• Kolom
  • MULUNG TANJUNG #6: Ciguriang, Kampung Dobi dalam Ingatan (3)

MULUNG TANJUNG #6: Ciguriang, Kampung Dobi dalam Ingatan (3)

Ciguriang disebut Kampung Dobi karena memiliki mata air melimpah. Kampung ini menjadi tujuan para minatu atau dobi untuk mencuci di malam hari.

Ernawatie Sutarna

Ibu rumah tangga, peminat sejarah, anggota sejumlah komunitas sejarah di Bandung.

Mata air di Kampung Dobi, Ciguriang, Kota Bandung, 2021. (Foto: Ernawatie Sutarna/Penulis)

7 Oktober 2024


BandungBergerak.idDi kawasan Kebon Kawung tepatnya di ujung utara Jalan Haji Mohammad Mesri dan Jalan Mohammad Iskat, pernah ada satu mata air yang bernama Ciguriang. Mata air itu dikenal menghasilkan volume air yang melimpah.
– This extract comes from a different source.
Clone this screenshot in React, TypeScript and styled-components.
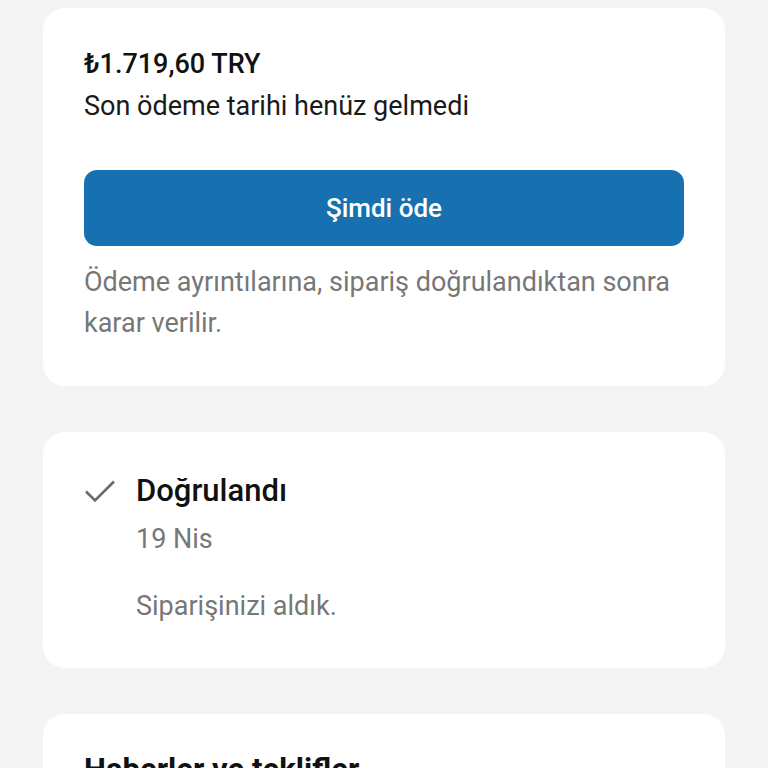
import React from 'react'
import { styled, createGlobalStyle } from 'styled-components'

const Global = createGlobalStyle`
  html, body {
    margin: 0;
    padding: 0;
    background: #f4f4f4;
    font-family: Roboto, 'Noto Sans', sans-serif;
  }
`

const App: React.FC = () => {
  return (
    <Page>
      <Global />
      <Card $pad="38px 41px 42px">
        <Amount>₺1.719,60 TRY</Amount>
        <Subtitle>Son ödeme tarihi henüz gelmedi</Subtitle>
        <PayButton>Şimdi öde</PayButton>
        <Note>Ödeme ayrıntılarına, sipariş doğrulandıktan sonra karar verilir.</Note>
      </Card>
      <Card $pad="39px 41px 44px">
        <StatusRow>
          <CheckIcon viewBox="0 0 32 24">
            <path d="M2 12.5 L11 21.5 L30 2.5" fill="none" stroke="#6b6b6b" strokeWidth="2.6" />
          </CheckIcon>
          <StatusBody>
            <StatusTitle>Doğrulandı</StatusTitle>
            <Muted>19 Nis</Muted>
            <StatusText>Siparişinizi aldık.</StatusText>
          </StatusBody>
        </StatusRow>
      </Card>
      <Card $pad="36px 41px 42px">
        <SectionTitle>Haberler ve teklifler</SectionTitle>
      </Card>
    </Page>
  )
}

const Page = styled.div`
  display: flex;
  flex-direction: column;
  gap: 46px;
  padding: 8px 43px 40px;
`

const Card = styled.div<{ $pad: string }>`
  background: #fff;
  border-radius: 22px;
  padding: ${(p) => p.$pad};
  display: flex;
  flex-direction: column;
`

const Amount = styled.div`
  font-size: 27px;
  font-weight: 500;
  color: #111;
  line-height: 36px;
`

const Subtitle = styled.div`
  font-size: 27px;
  color: #1a1a1a;
  line-height: 36px;
  margin-top: 6px;
`

const PayButton = styled.button`
  margin-top: 46px;
  height: 76px;
  border: none;
  border-radius: 13px;
  background: #1771b0;
  color: #fff;
  font-family: Roboto, sans-serif;
  font-size: 26px;
  font-weight: 500;
  cursor: pointer;
`

const Note = styled.div`
  margin-top: 16px;
  font-size: 27px;
  line-height: 41px;
  color: #777;
`

const StatusRow = styled.div`
  display: flex;
  gap: 20px;
  align-items: flex-start;
`

const CheckIcon = styled.svg`
  width: 32px;
  height: 24px;
  margin-top: 8px;
  flex-shrink: 0;
`

const StatusBody = styled.div`
  display: flex;
  flex-direction: column;
`

const StatusTitle = styled.div`
  font-size: 31px;
  font-weight: 500;
  color: #111;
  line-height: 40px;
`

const Muted = styled.div`
  font-size: 27px;
  color: #777;
  line-height: 36px;
  margin-top: 10px;
`

const StatusText = styled(Muted)`
  margin-top: 31px;
`

const SectionTitle = styled.div`
  font-size: 31px;
  font-weight: 700;
  color: #111;
  line-height: 40px;
`

export default App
Sampai awal tahun 1990-an mata air itu masih digunakan warga masyarakat setempat untuk keperluan mandi dan cuci, walaupun volume air tak sebesar masa sebelumnya. 

Ciguriang di Masa Hindia Belanda

Pada kehidupan di wilayah Priangan, air memiliki peran yang sangat terhormat, apalagi budaya dan kehidupan orang Sunda hampir seluruhnya sangat bergantung pada tanah dan air. Penyatuan tanah dan air pada akhirnya manghasilkan kesuburan yang menumbuhkan tanaman ladang, sawah, dan perkebunan. Air bagi orang Sunda menjadi bagian hidup yang sakral. Dan ketika akan membangun kampung permukiman pun selalu berpatokan pada sumber air yang akan menjadi bagian penting dalam siklus hidup manusia yang bermukim di wilayah tersebut.

Di Bandung pada zaman baheula, banyak ditemukan mata air terbuka dan mata air Ciguriang di daerah Kebon Kawung menjadi salah satunya. Haryoto Kunto pada bukunya Semerbak Bunga di Bandung Raya, cukup jelas berkisah tentang mata air Ciguriang ini. Maklumlah, karena beliau tinggal di jalan Haji Mohammad Mesri yang berlokasi dekat sekali dengan Ciguriang.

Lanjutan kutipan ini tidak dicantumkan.